Витающие в облаках - страница 16
Все сидели молча, уставясь на профессора Кузенса. Он улыбнулся, пожал плечами и сказал:
– Это я так, думаю вслух. Продолжайте, дорогой мой.
Арчи, не обращая на него внимания, поехал дальше:
– Не только роль создателя литературного произведения, но и его взаимоотношения с этим произведением…
– Простите, – обратился Кевин к профессору Кузенсу, – вы сказали «какого цвета она», то есть бесконечность, или «какого цвета он», то есть конец бесконечности?
– А вы думаете, есть разница? – живо отозвался профессор. – Это чрезвычайно интересно.
– Конец бесконечности? – удивилась Андреа.
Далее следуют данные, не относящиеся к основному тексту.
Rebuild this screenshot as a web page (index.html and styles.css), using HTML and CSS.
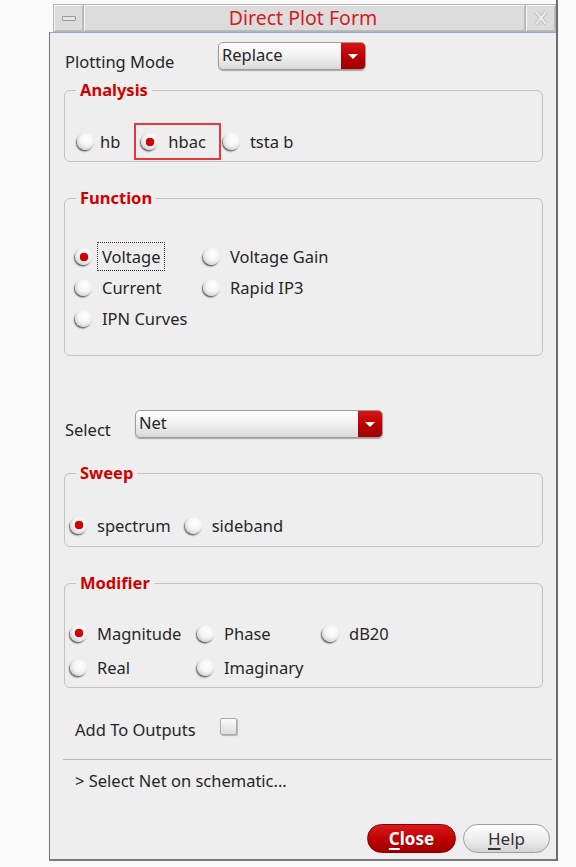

– О, у всего есть конец, – ободряюще заверил ее профессор, – даже у бесконечности.
Я-то знала, что у бесконечности цвет придонного ила и дохлых тюленей, военных кораблей, затонувших вместе с экипажем, спитого чая утром в понедельник, штилей субботнего вечера и бухточек северо-восточного побережья в январе. Но я не стала ни с кем делиться.
– …символизирует дистанцию между миром и явлениями, не говоря уже о…
Но тут Арчи снова перебили – на сей раз постучали в дверь. Не дожидаясь ответа, вошла Марта Сьюэлл. Марту недавно назначили вести курс по писательскому мастерству. Через год после введения «дипломной работы по писательскому мастерству» Арчи объявил, что затея имела грандиозный успех, и убедил кафедру ради повышения престижа поручить преподавание курса «настоящему писателю». Марта, уроженка Бостона и типичная выпускница Амхерста[50], была поэтессой сорока с лишним лет, о которой до того ни один человек на кафедре не слышал. Она писала синтаксически невнятные стихи, рисующие жизнь, полностью лишенную событий, с заголовками вроде «Абстракция ИЛИ [№ 3]» («…и твои волосы, размытые / дождем, наводят на мысль / о косвенности существованья»), и только что выпустила новый сборник под названием «Сбор вишен в Вермонте», который всегда носила с собой, как паспорт, – может быть, на случай, если ее спросят, кто она такая.
Марта еще не оправилась от культурного шока – она ехала в Данди, ожидая увидеть романтическую Шотландию, с озерами и горами, вересковыми пустошами и водопадами. Время от времени она болезненно морщилась при встрече с очередным уродливым образчиком современной архитектуры, тупичком, освещенным газоразрядными лампами, или заброшенным зданием джутовой фабрики с провалами выбитых окон. Ей перечисляли многочисленные положительные стороны Данди: роскошные парки, городская обсерватория, вид с потухшего вулкана Лоу, великолепные мосты, река Тей, богатая история, газеты, зацикленные исключительно на Данди, почти неестественное дружелюбие горожан в сочетании со склонностью к насилию и их приветливое равнодушие к чужим странностям (например, если тебе вздумается пройтись по улице в одних лишь домашних тапочках и с попугайчиком на голове, никто даже внимания не обратит). Но ее это не убедило.
Марта, высокая и худая, с сексапильностью трески, была большенога и носила туфли на плоской подошве, лучше всего подходящие для троп и дорог Новой Англии. Она казалась какой-то необыкновенно опрятной и холеной, словно каждое утро старательно чистила себя скребницей. Гладкие волосы (что-то среднее между светлыми и седыми, бесцветный цвет) были пострижены аккуратным каре и удерживались на месте черным бархатным обручем вроде Алисиного[51].
В Шотландию с Мартой приехал ее муж, по имени Джей, преподаватель университета в Энн-Арбор и специалист по Уитмену, – он взял академический отпуск, чтобы последовать за женой. Сьюэллы тратили много времени (явно больше среднестатистического жителя Данди) на поездки в Эдинбург, где покупали кашемировые дорожные пледы из шотландки, кейтнесское стекло и редкие сорта виски и мечтали о том, чтобы снять дом в квартале Рэмси-Гарденз.